- _What you have to do_
Go through the data below and copy it exactly, skipping every picture.

======== Raw data

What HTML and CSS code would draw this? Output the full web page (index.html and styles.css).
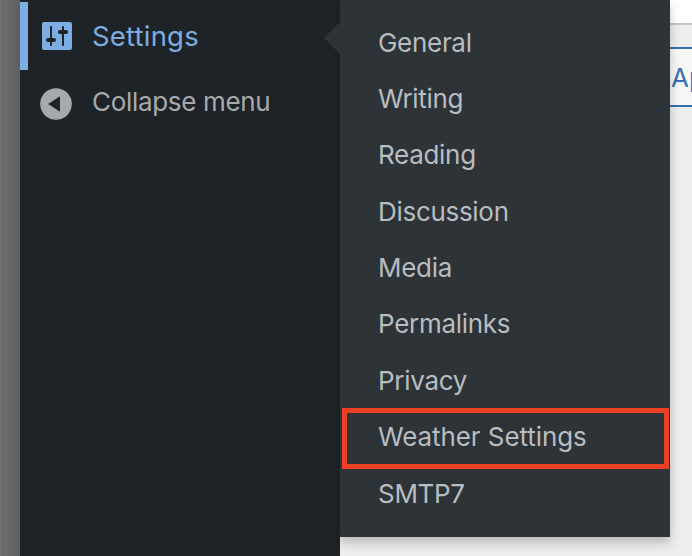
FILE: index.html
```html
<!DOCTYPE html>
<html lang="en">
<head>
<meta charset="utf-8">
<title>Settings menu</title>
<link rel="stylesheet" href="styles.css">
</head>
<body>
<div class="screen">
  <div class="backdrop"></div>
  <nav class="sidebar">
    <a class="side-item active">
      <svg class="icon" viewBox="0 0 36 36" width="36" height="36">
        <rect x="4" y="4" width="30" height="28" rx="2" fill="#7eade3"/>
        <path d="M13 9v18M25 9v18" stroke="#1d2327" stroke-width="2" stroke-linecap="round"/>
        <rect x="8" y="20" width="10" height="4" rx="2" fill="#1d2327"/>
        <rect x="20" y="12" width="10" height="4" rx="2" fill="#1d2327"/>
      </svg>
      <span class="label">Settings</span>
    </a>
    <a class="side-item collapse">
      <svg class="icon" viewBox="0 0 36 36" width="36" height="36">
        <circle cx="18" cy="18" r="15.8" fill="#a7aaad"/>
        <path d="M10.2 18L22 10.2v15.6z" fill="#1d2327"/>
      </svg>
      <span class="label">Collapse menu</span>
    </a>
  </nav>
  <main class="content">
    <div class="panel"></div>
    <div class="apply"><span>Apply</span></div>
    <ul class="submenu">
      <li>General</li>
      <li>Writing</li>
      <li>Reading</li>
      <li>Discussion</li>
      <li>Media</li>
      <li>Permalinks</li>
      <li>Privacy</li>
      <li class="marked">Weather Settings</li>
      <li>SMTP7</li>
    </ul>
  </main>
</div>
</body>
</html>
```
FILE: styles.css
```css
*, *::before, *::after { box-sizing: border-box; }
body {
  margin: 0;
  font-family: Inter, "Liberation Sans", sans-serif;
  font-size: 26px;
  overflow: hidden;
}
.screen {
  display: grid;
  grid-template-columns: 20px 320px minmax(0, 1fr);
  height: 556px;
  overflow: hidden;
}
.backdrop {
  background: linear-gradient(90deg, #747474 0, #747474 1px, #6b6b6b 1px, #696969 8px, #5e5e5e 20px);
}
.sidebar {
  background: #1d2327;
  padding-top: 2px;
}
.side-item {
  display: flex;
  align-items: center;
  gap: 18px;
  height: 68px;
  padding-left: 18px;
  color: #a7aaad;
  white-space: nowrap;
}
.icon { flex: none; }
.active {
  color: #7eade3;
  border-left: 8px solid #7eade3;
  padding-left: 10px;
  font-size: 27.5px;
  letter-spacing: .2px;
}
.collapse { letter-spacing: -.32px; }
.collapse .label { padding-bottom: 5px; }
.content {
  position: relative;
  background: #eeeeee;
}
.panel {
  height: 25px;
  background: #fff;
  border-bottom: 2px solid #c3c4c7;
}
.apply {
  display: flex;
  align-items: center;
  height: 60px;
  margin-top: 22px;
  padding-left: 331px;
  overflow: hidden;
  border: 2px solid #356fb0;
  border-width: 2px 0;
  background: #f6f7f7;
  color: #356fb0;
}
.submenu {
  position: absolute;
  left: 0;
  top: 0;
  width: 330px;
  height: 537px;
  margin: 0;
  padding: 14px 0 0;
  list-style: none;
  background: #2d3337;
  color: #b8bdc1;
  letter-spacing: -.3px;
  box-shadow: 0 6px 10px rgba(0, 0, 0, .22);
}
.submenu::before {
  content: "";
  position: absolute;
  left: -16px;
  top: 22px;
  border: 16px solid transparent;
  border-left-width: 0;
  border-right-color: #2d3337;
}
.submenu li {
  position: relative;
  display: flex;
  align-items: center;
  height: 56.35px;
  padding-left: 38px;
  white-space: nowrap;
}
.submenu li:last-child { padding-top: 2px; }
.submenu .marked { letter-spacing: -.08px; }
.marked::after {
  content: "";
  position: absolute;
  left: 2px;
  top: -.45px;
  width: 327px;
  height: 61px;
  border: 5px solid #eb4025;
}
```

================

- _Task output_
What HTML and CSS code would draw this? Output the full web page (index.html and styles.css).
FILE: index.html
```html
<!DOCTYPE html>
<html lang="en">
<head>
<meta charset="utf-8">
<title>Settings menu</title>
<link rel="stylesheet" href="styles.css">
</head>
<body>
<div class="screen">
  <div class="backdrop"></div>
  <nav class="sidebar">
    <a class="side-item active">
      <svg class="icon" viewBox="0 0 36 36" width="36" height="36">
        <rect x="4" y="4" width="30" height="28" rx="2" fill="#7eade3"/>
        <path d="M13 9v18M25 9v18" stroke="#1d2327" stroke-width="2" stroke-linecap="round"/>
        <rect x="8" y="20" width="10" height="4" rx="2" fill="#1d2327"/>
        <rect x="20" y="12" width="10" height="4" rx="2" fill="#1d2327"/>
      </svg>
      <span class="label">Settings</span>
    </a>
    <a class="side-item collapse">
      <svg class="icon" viewBox="0 0 36 36" width="36" height="36">
        <circle cx="18" cy="18" r="15.8" fill="#a7aaad"/>
        <path d="M10.2 18L22 10.2v15.6z" fill="#1d2327"/>
      </svg>
      <span class="label">Collapse menu</span>
    </a>
  </nav>
  <main class="content">
    <div class="panel"></div>
    <div class="apply"><span>Apply</span></div>
    <ul class="submenu">
      <li>General</li>
      <li>Writing</li>
      <li>Reading</li>
      <li>Discussion</li>
      <li>Media</li>
      <li>Permalinks</li>
      <li>Privacy</li>
      <li class="marked">Weather Settings</li>
      <li>SMTP7</li>
    </ul>
  </main>
</div>
</body>
</html>
```
FILE: styles.css
```css
*, *::before, *::after { box-sizing: border-box; }
body {
  margin: 0;
  font-family: Inter, "Liberation Sans", sans-serif;
  font-size: 26px;
  overflow: hidden;
}
.screen {
  display: grid;
  grid-template-columns: 20px 320px minmax(0, 1fr);
  height: 556px;
  overflow: hidden;
}
.backdrop {
  background: linear-gradient(90deg, #747474 0, #747474 1px, #6b6b6b 1px, #696969 8px, #5e5e5e 20px);
}
.sidebar {
  background: #1d2327;
  padding-top: 2px;
}
.side-item {
  display: flex;
  align-items: center;
  gap: 18px;
  height: 68px;
  padding-left: 18px;
  color: #a7aaad;
  white-space: nowrap;
}
.icon { flex: none; }
.active {
  color: #7eade3;
  border-left: 8px solid #7eade3;
  padding-left: 10px;
  font-size: 27.5px;
  letter-spacing: .2px;
}
.collapse { letter-spacing: -.32px; }
.collapse .label { padding-bottom: 5px; }
.content {
  position: relative;
  background: #eeeeee;
}
.panel {
  height: 25px;
  background: #fff;
  border-bottom: 2px solid #c3c4c7;
}
.apply {
  display: flex;
  align-items: center;
  height: 60px;
  margin-top: 22px;
  padding-left: 331px;
  overflow: hidden;
  border: 2px solid #356fb0;
  border-width: 2px 0;
  background: #f6f7f7;
  color: #356fb0;
}
.submenu {
  position: absolute;
  left: 0;
  top: 0;
  width: 330px;
  height: 537px;
  margin: 0;
  padding: 14px 0 0;
  list-style: none;
  background: #2d3337;
  color: #b8bdc1;
  letter-spacing: -.3px;
  box-shadow: 0 6px 10px rgba(0, 0, 0, .22);
}
.submenu::before {
  content: "";
  position: absolute;
  left: -16px;
  top: 22px;
  border: 16px solid transparent;
  border-left-width: 0;
  border-right-color: #2d3337;
}
.submenu li {
  position: relative;
  display: flex;
  align-items: center;
  height: 56.35px;
  padding-left: 38px;
  white-space: nowrap;
}
.submenu li:last-child { padding-top: 2px; }
.submenu .marked { letter-spacing: -.08px; }
.marked::after {
  content: "";
  position: absolute;
  left: 2px;
  top: -.45px;
  width: 327px;
  height: 61px;
  border: 5px solid #eb4025;
}
```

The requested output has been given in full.